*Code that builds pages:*
/---

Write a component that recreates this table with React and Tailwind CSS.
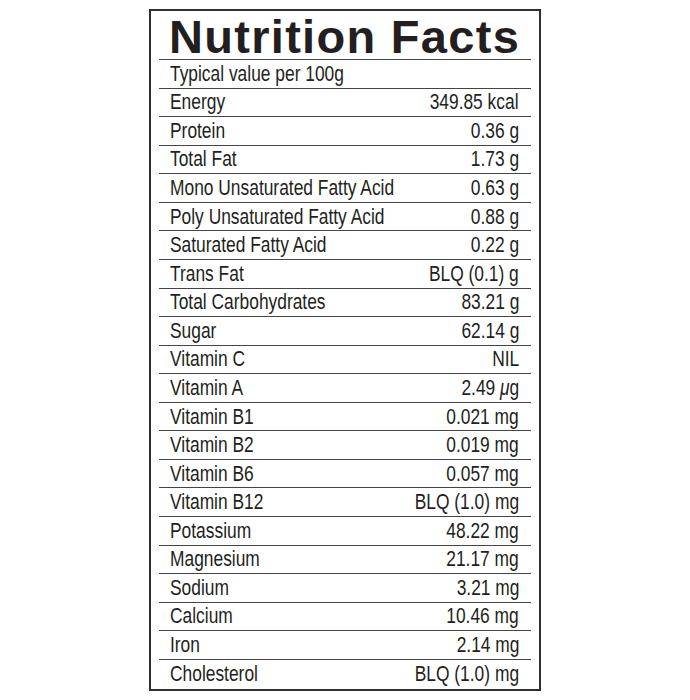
import React from 'react';

const rows = [
  ['Typical value per 100g', ''],
  ['Energy', '349.85 kcal'],
  ['Protein', '0.36 g'],
  ['Total Fat', '1.73 g'],
  ['Mono Unsaturated Fatty Acid', '0.63 g'],
  ['Poly Unsaturated Fatty Acid', '0.88 g'],
  ['Saturated Fatty Acid', '0.22 g'],
  ['Trans Fat', 'BLQ (0.1) g'],
  ['Total Carbohydrates', '83.21 g'],
  ['Sugar', '62.14 g'],
  ['Vitamin C', 'NIL'],
  ['Vitamin A', 'mu'],
  ['Vitamin B1', '0.021 mg'],
  ['Vitamin B2', '0.019 mg'],
  ['Vitamin B6', '0.057 mg'],
  ['Vitamin B12', 'BLQ (1.0) mg'],
  ['Potassium', '48.22 mg'],
  ['Magnesium', '21.17 mg'],
  ['Sodium', '3.21 mg'],
  ['Calcium', '10.46 mg'],
  ['Iron', '2.14 mg'],
  ['Cholesterol', 'BLQ (1.0) mg'],
];

const App = () => {
  return (
    <div className="w-[690px] h-[700px] bg-white pt-[9px] font-['Liberation_Sans',Arial,sans-serif] text-[#231f20]">
      <div className="ml-[149px] w-[392px] h-[682px] border-2 border-[#2e2e2e] px-[8px] flex flex-col">
        {/* Title */}
        <div className="h-[48px] pt-[4px] pl-[10px] text-[47px] leading-[44px] font-bold tracking-[1.3px] whitespace-nowrap">
          Nutrition Facts
        </div>

        {rows.map(([label, value], i) => (
          <div
            key={label}
            className={`border-t border-[#444] flex justify-between items-center pl-[11px] pr-[12px] text-[22px] leading-[26px] whitespace-nowrap ${
              i === rows.length - 1 ? 'flex-1' : 'h-[28.57px]'
            }`}
          >
            <span className="inline-block origin-left scale-x-[0.79]">{label}</span>
            <span className="inline-block origin-right scale-x-[0.79]">
              {value === 'mu' ? (
                <>
                  2.49 <i>μ</i>g
                </>
              ) : (
                value
              )}
            </span>
          </div>
        ))}
      </div>
    </div>
  );
};

export default App;
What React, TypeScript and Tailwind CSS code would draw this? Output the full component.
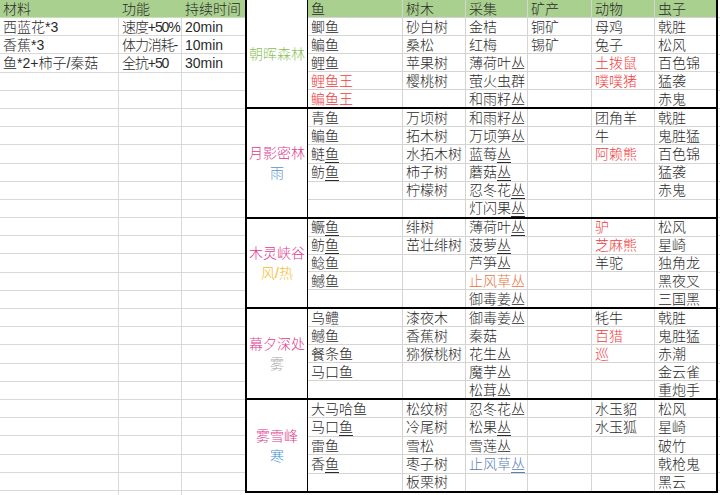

\---

*What you will do:* Give every record again exactly, apart from the pictures, which stay out.

*Exercise answer:*
Write a component that recreates this table with React and Tailwind CSS.
import React from 'react';

const rows = [
  ['Typical value per 100g', ''],
  ['Energy', '349.85 kcal'],
  ['Protein', '0.36 g'],
  ['Total Fat', '1.73 g'],
  ['Mono Unsaturated Fatty Acid', '0.63 g'],
  ['Poly Unsaturated Fatty Acid', '0.88 g'],
  ['Saturated Fatty Acid', '0.22 g'],
  ['Trans Fat', 'BLQ (0.1) g'],
  ['Total Carbohydrates', '83.21 g'],
  ['Sugar', '62.14 g'],
  ['Vitamin C', 'NIL'],
  ['Vitamin A', 'mu'],
  ['Vitamin B1', '0.021 mg'],
  ['Vitamin B2', '0.019 mg'],
  ['Vitamin B6', '0.057 mg'],
  ['Vitamin B12', 'BLQ (1.0) mg'],
  ['Potassium', '48.22 mg'],
  ['Magnesium', '21.17 mg'],
  ['Sodium', '3.21 mg'],
  ['Calcium', '10.46 mg'],
  ['Iron', '2.14 mg'],
  ['Cholesterol', 'BLQ (1.0) mg'],
];

const App = () => {
  return (
    <div className="w-[690px] h-[700px] bg-white pt-[9px] font-['Liberation_Sans',Arial,sans-serif] text-[#231f20]">
      <div className="ml-[149px] w-[392px] h-[682px] border-2 border-[#2e2e2e] px-[8px] flex flex-col">
        {/* Title */}
        <div className="h-[48px] pt-[4px] pl-[10px] text-[47px] leading-[44px] font-bold tracking-[1.3px] whitespace-nowrap">
          Nutrition Facts
        </div>

        {rows.map(([label, value], i) => (
          <div
            key={label}
            className={`border-t border-[#444] flex justify-between items-center pl-[11px] pr-[12px] text-[22px] leading-[26px] whitespace-nowrap ${
              i === rows.length - 1 ? 'flex-1' : 'h-[28.57px]'
            }`}
          >
            <span className="inline-block origin-left scale-x-[0.79]">{label}</span>
            <span className="inline-block origin-right scale-x-[0.79]">
              {value === 'mu' ? (
                <>
                  2.49 <i>μ</i>g
                </>
              ) : (
                value
              )}
            </span>
          </div>
        ))}
      </div>
    </div>
  );
};

export default App;
What React, TypeScript and Tailwind CSS code would draw this? Output the full component.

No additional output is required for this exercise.